● **Problem to solve**: Transcribe each line of the material as it is, and drop any picture.

━━ Information shown

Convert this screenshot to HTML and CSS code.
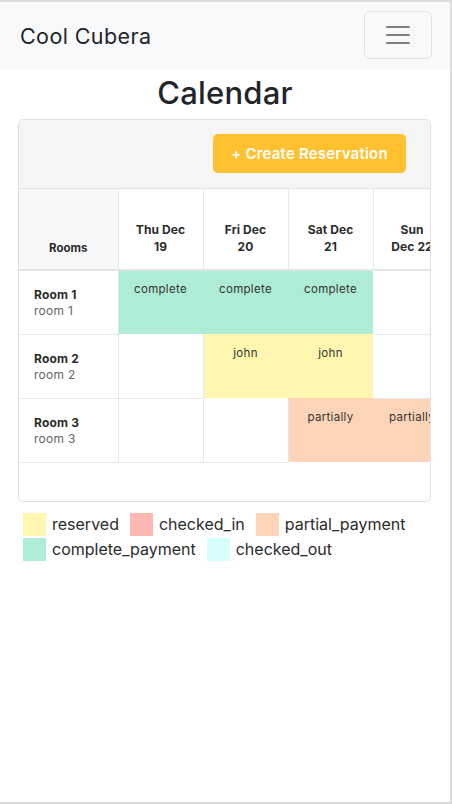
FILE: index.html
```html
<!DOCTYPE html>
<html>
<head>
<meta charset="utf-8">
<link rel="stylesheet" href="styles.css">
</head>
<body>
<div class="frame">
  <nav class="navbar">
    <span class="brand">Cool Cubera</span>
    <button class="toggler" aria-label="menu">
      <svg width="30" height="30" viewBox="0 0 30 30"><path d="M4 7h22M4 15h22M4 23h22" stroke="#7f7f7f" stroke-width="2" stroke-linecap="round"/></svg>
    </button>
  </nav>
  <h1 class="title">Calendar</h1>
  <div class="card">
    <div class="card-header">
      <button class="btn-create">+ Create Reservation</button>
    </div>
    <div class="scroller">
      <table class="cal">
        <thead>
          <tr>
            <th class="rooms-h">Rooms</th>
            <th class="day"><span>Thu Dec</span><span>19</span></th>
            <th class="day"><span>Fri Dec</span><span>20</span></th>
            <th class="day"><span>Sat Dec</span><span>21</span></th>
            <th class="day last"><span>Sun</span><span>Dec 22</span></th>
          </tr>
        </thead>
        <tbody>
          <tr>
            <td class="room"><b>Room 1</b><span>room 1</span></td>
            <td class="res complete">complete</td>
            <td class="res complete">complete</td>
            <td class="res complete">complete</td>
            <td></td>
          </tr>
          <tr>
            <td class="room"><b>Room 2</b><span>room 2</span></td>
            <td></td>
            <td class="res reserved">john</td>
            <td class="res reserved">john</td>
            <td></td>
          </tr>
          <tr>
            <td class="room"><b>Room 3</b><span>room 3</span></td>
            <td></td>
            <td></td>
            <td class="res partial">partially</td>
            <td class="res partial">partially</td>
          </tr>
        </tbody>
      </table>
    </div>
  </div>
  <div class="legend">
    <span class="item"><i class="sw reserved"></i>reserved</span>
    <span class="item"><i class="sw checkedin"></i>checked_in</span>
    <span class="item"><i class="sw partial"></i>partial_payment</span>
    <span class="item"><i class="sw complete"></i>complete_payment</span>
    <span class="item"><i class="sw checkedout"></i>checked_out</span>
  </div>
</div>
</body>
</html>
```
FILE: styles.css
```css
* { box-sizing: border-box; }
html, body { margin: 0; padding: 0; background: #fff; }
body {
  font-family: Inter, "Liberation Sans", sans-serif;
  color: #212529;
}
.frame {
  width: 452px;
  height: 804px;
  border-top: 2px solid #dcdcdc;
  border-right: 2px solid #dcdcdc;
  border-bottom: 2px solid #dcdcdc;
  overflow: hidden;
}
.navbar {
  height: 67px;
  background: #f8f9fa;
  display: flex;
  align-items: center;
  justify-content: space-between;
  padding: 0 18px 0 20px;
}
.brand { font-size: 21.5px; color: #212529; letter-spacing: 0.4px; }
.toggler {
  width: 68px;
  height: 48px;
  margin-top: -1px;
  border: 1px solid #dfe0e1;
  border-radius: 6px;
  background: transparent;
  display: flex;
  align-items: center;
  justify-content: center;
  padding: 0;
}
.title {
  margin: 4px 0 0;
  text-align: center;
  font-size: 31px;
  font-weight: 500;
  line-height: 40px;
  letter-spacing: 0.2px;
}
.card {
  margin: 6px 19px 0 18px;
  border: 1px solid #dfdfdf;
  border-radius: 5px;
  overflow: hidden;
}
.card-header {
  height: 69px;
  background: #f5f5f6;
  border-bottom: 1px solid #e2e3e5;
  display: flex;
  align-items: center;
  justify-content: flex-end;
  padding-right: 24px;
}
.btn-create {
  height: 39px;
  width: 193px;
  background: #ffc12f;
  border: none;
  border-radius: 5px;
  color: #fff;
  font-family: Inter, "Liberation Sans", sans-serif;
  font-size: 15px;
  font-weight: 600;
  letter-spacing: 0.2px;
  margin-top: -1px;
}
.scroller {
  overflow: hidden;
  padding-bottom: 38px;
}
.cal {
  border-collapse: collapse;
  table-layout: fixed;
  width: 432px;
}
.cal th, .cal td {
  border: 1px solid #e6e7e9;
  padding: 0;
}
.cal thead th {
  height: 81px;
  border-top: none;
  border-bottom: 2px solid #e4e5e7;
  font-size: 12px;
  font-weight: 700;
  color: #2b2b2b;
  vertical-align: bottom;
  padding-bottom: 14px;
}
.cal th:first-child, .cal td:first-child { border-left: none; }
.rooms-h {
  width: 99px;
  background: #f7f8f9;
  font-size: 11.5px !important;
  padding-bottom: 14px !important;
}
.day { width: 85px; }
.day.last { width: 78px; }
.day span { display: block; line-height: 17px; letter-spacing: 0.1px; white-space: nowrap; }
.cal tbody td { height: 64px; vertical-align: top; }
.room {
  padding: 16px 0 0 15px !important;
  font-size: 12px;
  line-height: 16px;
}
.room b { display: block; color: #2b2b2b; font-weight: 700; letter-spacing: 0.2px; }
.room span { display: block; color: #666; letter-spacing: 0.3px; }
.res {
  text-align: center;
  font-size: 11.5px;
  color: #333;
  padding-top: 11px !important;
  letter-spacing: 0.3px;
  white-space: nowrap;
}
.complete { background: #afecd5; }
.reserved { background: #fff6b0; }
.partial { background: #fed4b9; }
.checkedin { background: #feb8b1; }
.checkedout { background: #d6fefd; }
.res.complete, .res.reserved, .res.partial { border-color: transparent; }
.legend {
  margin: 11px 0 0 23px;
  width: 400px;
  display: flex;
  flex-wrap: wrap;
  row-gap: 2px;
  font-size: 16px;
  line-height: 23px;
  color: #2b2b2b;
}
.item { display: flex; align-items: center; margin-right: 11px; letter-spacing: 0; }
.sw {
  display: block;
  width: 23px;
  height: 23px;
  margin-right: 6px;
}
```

━━━━

● **Written answer**:
Convert this screenshot to HTML and CSS code.
FILE: index.html
```html
<!DOCTYPE html>
<html>
<head>
<meta charset="utf-8">
<link rel="stylesheet" href="styles.css">
</head>
<body>
<div class="frame">
  <nav class="navbar">
    <span class="brand">Cool Cubera</span>
    <button class="toggler" aria-label="menu">
      <svg width="30" height="30" viewBox="0 0 30 30"><path d="M4 7h22M4 15h22M4 23h22" stroke="#7f7f7f" stroke-width="2" stroke-linecap="round"/></svg>
    </button>
  </nav>
  <h1 class="title">Calendar</h1>
  <div class="card">
    <div class="card-header">
      <button class="btn-create">+ Create Reservation</button>
    </div>
    <div class="scroller">
      <table class="cal">
        <thead>
          <tr>
            <th class="rooms-h">Rooms</th>
            <th class="day"><span>Thu Dec</span><span>19</span></th>
            <th class="day"><span>Fri Dec</span><span>20</span></th>
            <th class="day"><span>Sat Dec</span><span>21</span></th>
            <th class="day last"><span>Sun</span><span>Dec 22</span></th>
          </tr>
        </thead>
        <tbody>
          <tr>
            <td class="room"><b>Room 1</b><span>room 1</span></td>
            <td class="res complete">complete</td>
            <td class="res complete">complete</td>
            <td class="res complete">complete</td>
            <td></td>
          </tr>
          <tr>
            <td class="room"><b>Room 2</b><span>room 2</span></td>
            <td></td>
            <td class="res reserved">john</td>
            <td class="res reserved">john</td>
            <td></td>
          </tr>
          <tr>
            <td class="room"><b>Room 3</b><span>room 3</span></td>
            <td></td>
            <td></td>
            <td class="res partial">partially</td>
            <td class="res partial">partially</td>
          </tr>
        </tbody>
      </table>
    </div>
  </div>
  <div class="legend">
    <span class="item"><i class="sw reserved"></i>reserved</span>
    <span class="item"><i class="sw checkedin"></i>checked_in</span>
    <span class="item"><i class="sw partial"></i>partial_payment</span>
    <span class="item"><i class="sw complete"></i>complete_payment</span>
    <span class="item"><i class="sw checkedout"></i>checked_out</span>
  </div>
</div>
</body>
</html>
```
FILE: styles.css
```css
* { box-sizing: border-box; }
html, body { margin: 0; padding: 0; background: #fff; }
body {
  font-family: Inter, "Liberation Sans", sans-serif;
  color: #212529;
}
.frame {
  width: 452px;
  height: 804px;
  border-top: 2px solid #dcdcdc;
  border-right: 2px solid #dcdcdc;
  border-bottom: 2px solid #dcdcdc;
  overflow: hidden;
}
.navbar {
  height: 67px;
  background: #f8f9fa;
  display: flex;
  align-items: center;
  justify-content: space-between;
  padding: 0 18px 0 20px;
}
.brand { font-size: 21.5px; color: #212529; letter-spacing: 0.4px; }
.toggler {
  width: 68px;
  height: 48px;
  margin-top: -1px;
  border: 1px solid #dfe0e1;
  border-radius: 6px;
  background: transparent;
  display: flex;
  align-items: center;
  justify-content: center;
  padding: 0;
}
.title {
  margin: 4px 0 0;
  text-align: center;
  font-size: 31px;
  font-weight: 500;
  line-height: 40px;
  letter-spacing: 0.2px;
}
.card {
  margin: 6px 19px 0 18px;
  border: 1px solid #dfdfdf;
  border-radius: 5px;
  overflow: hidden;
}
.card-header {
  height: 69px;
  background: #f5f5f6;
  border-bottom: 1px solid #e2e3e5;
  display: flex;
  align-items: center;
  justify-content: flex-end;
  padding-right: 24px;
}
.btn-create {
  height: 39px;
  width: 193px;
  background: #ffc12f;
  border: none;
  border-radius: 5px;
  color: #fff;
  font-family: Inter, "Liberation Sans", sans-serif;
  font-size: 15px;
  font-weight: 600;
  letter-spacing: 0.2px;
  margin-top: -1px;
}
.scroller {
  overflow: hidden;
  padding-bottom: 38px;
}
.cal {
  border-collapse: collapse;
  table-layout: fixed;
  width: 432px;
}
.cal th, .cal td {
  border: 1px solid #e6e7e9;
  padding: 0;
}
.cal thead th {
  height: 81px;
  border-top: none;
  border-bottom: 2px solid #e4e5e7;
  font-size: 12px;
  font-weight: 700;
  color: #2b2b2b;
  vertical-align: bottom;
  padding-bottom: 14px;
}
.cal th:first-child, .cal td:first-child { border-left: none; }
.rooms-h {
  width: 99px;
  background: #f7f8f9;
  font-size: 11.5px !important;
  padding-bottom: 14px !important;
}
.day { width: 85px; }
.day.last { width: 78px; }
.day span { display: block; line-height: 17px; letter-spacing: 0.1px; white-space: nowrap; }
.cal tbody td { height: 64px; vertical-align: top; }
.room {
  padding: 16px 0 0 15px !important;
  font-size: 12px;
  line-height: 16px;
}
.room b { display: block; color: #2b2b2b; font-weight: 700; letter-spacing: 0.2px; }
.room span { display: block; color: #666; letter-spacing: 0.3px; }
.res {
  text-align: center;
  font-size: 11.5px;
  color: #333;
  padding-top: 11px !important;
  letter-spacing: 0.3px;
  white-space: nowrap;
}
.complete { background: #afecd5; }
.reserved { background: #fff6b0; }
.partial { background: #fed4b9; }
.checkedin { background: #feb8b1; }
.checkedout { background: #d6fefd; }
.res.complete, .res.reserved, .res.partial { border-color: transparent; }
.legend {
  margin: 11px 0 0 23px;
  width: 400px;
  display: flex;
  flex-wrap: wrap;
  row-gap: 2px;
  font-size: 16px;
  line-height: 23px;
  color: #2b2b2b;
}
.item { display: flex; align-items: center; margin-right: 11px; letter-spacing: 0; }
.sw {
  display: block;
  width: 23px;
  height: 23px;
  margin-right: 6px;
}
```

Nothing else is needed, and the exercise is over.